I will not finish, for after all one must resign one’s self, A beautiful soul in a healthy body is already a rare and blessed thing; and if one finds heart, common sense, intellect, and courage into the bargain, one may well do without that ravishing dainty which we call beauty, and almost without that delicious seasoning which we call grace. We do without—with a sigh, as one does without a luxury. Happy we, to possess what is necessary.
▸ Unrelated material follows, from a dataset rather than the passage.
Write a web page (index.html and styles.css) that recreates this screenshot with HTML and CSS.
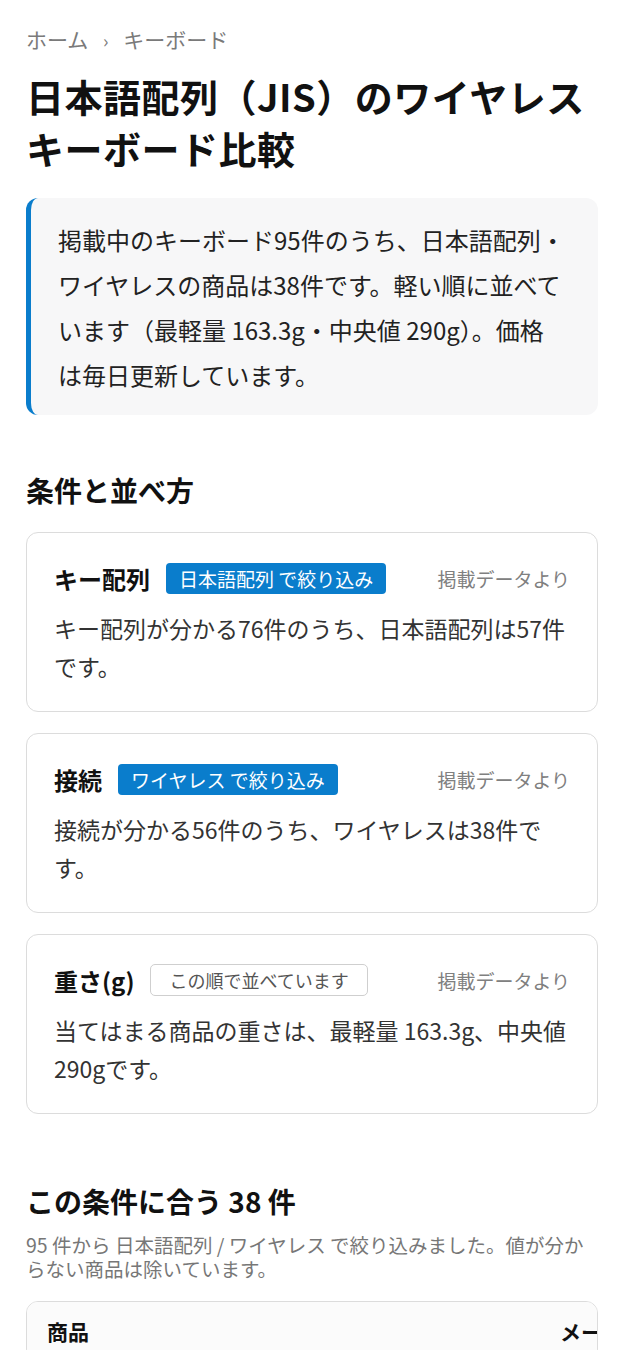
FILE: index.html
```html
<!DOCTYPE html>
<html lang="ja">

<head>
	<meta charset="UTF-8">
	<meta name="viewport" content="width=device-width, initial-scale=1.0">
	<title>日本語配列（JIS）のワイヤレスキーボード比較</title>
	<link rel="stylesheet" href="styles.css">
</head>

<body>
	<nav class="crumbs">
		<a href="#">ホーム</a>
		<span class="sep">›</span>
		<span>キーボード</span>
	</nav>

	<h1 class="title">日本語配列（JIS）のワイヤレスキーボード比較</h1>

	<p class="lead">
		掲載中のキーボード95件のうち、日本語配列・ワイヤレスの商品は38件です。軽い順に並べています（最軽量 163.3g・中央値 290g）。価格は毎日更新しています。
	</p>

	<h2 class="section-title">条件と並べ方</h2>

	<div class="cond">
		<div class="cond-head">
			<span class="cond-name">キー配列</span>
			<span class="tag">日本語配列 で絞り込み</span>
			<span class="src">掲載データより</span>
		</div>
		<p class="cond-text">キー配列が分かる76件のうち、日本語配列は57件です。</p>
	</div>

	<div class="cond">
		<div class="cond-head">
			<span class="cond-name">接続</span>
			<span class="tag">ワイヤレス で絞り込み</span>
			<span class="src">掲載データより</span>
		</div>
		<p class="cond-text">接続が分かる56件のうち、ワイヤレスは38件です。</p>
	</div>

	<div class="cond">
		<div class="cond-head">
			<span class="cond-name">重さ(g)</span>
			<span class="tag tag-sort">この順で並べています</span>
			<span class="src">掲載データより</span>
		</div>
		<p class="cond-text">当てはまる商品の重さは、最軽量 163.3g、中央値 290gです。</p>
	</div>

	<h2 class="section-title results-title">この条件に合う 38 件</h2>
	<p class="note">95 件から 日本語配列 / ワイヤレス で絞り込みました。値が分からない商品は除いています。</p>

	<div class="table-wrap">
		<table class="list">
			<thead>
				<tr>
					<th class="col-name">商品</th>
					<th class="col-maker">メーカー</th>
					<th class="col-num">重さ(g)</th>
					<th class="col-num">価格</th>
				</tr>
			</thead>
		</table>
	</div>
</body>

</html>
```

FILE: styles.css
```css
html {
	font-size: 16px;
}

body {
	margin: 0;
	padding: 23px 26px 0;
	font-family: "Noto Sans CJK JP", "Noto Sans", sans-serif;
	color: #1a1a1a;
	background: #fff;
	overflow: hidden;
}

.crumbs {
	font-size: 21px;
	color: #7a7a7a;
	line-height: 32px;
}

.crumbs a {
	color: inherit;
	text-decoration: none;
}

.crumbs .sep {
	margin: 0 10px;
	font-size: 18px;
}

.title {
	font-size: 38px;
	font-weight: 700;
	line-height: 52px;
	margin: 14px 0 24px;
	letter-spacing: 0.5px;
	color: #111;
}

.lead {
	margin: 0;
	background: #f7f7f8;
	border-left: 5px solid #0a7dcc;
	border-radius: 12px;
	padding: 19px 33px 18px 27px;
	font-size: 24px;
	line-height: 45px;
	color: #222;
}

.section-title {
	font-size: 28px;
	font-weight: 700;
	line-height: 40px;
	margin: 55px 0 22px;
	color: #111;
}

.cond {
	border: 1px solid #dcdcdc;
	border-radius: 12px;
	padding: 27px 27px 26px;
	margin-bottom: 21px;
}

.cond-head {
	display: flex;
	align-items: center;
	height: 36px;
}

.cond-name {
	font-size: 24px;
	font-weight: 700;
	margin-right: 16px;
	color: #111;
}

.tag {
	background: #0a7dcc;
	color: #fff;
	font-size: 19px;
	line-height: 31px;
	padding: 0 13px;
	border-radius: 4px;
}

.tag-sort {
	background: #fff;
	color: #555;
	border: 1.5px solid #cfcfcf;
	border-radius: 5px;
	font-size: 18px;
	line-height: 30px;
	padding: 0 18px;
}

.src {
	margin-left: auto;
	font-size: 19px;
	color: #808080;
}

.cond-text {
	margin: 13px 0 0;
	font-size: 23px;
	line-height: 38px;
	color: #333;
}

.results-title {
	margin: 67px 0 12px;
}

.note {
	margin: 0;
	font-size: 19.5px;
	line-height: 24px;
	color: #777;
}

.table-wrap {
	margin-top: 20px;
	border: 1px solid #dcdcdc;
	border-radius: 12px;
	overflow: hidden;
}

.list {
	border-collapse: collapse;
	table-layout: fixed;
	width: 980px;
}

.list th {
	text-align: left;
	font-size: 21px;
	font-weight: 700;
	line-height: 24px;
	padding: 17px 20px;
	background: #fbfbfb;
	white-space: nowrap;
	color: #111;
}

.list .col-name {
	width: 473px;
}

.list .col-maker {
	width: 140px;
}
```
December 29, 1871.—I have been reading Bahnsen (“Critique de l’évolutionisme de Hegel-Hartmann, au nom des principes de Schopenhauer”). What a writer! Like a cuttle-fish in water, every movement produces a cloud of ink which shrouds his thought in darkness. And what a doctrine! A thoroughgoing pessimism, which regards the world as absurd, “absolutely idiotic,” and reproaches Hartmann for having allowed the evolution of the universe some little remains of logic, while, on the contrary, this evolution is eminently contradictory, and there is no reason anywhere except in the poor brain of the reasoner. Of all possible worlds that which exists is the worst. Its only excuse is that it tends of itself to destruction. The hope of the philosopher is that reasonable beings will shorten their agony and hasten the return of everything to nothing. It is the philosophy of a desperate Satanism, which has not even the resigned perspectives of Buddhism to offer to the disappointed and disillusioned soul. The individual can but protest and curse. This frantic Sivaism is developed from the conception which makes the world the product of blind will, the principle of everything.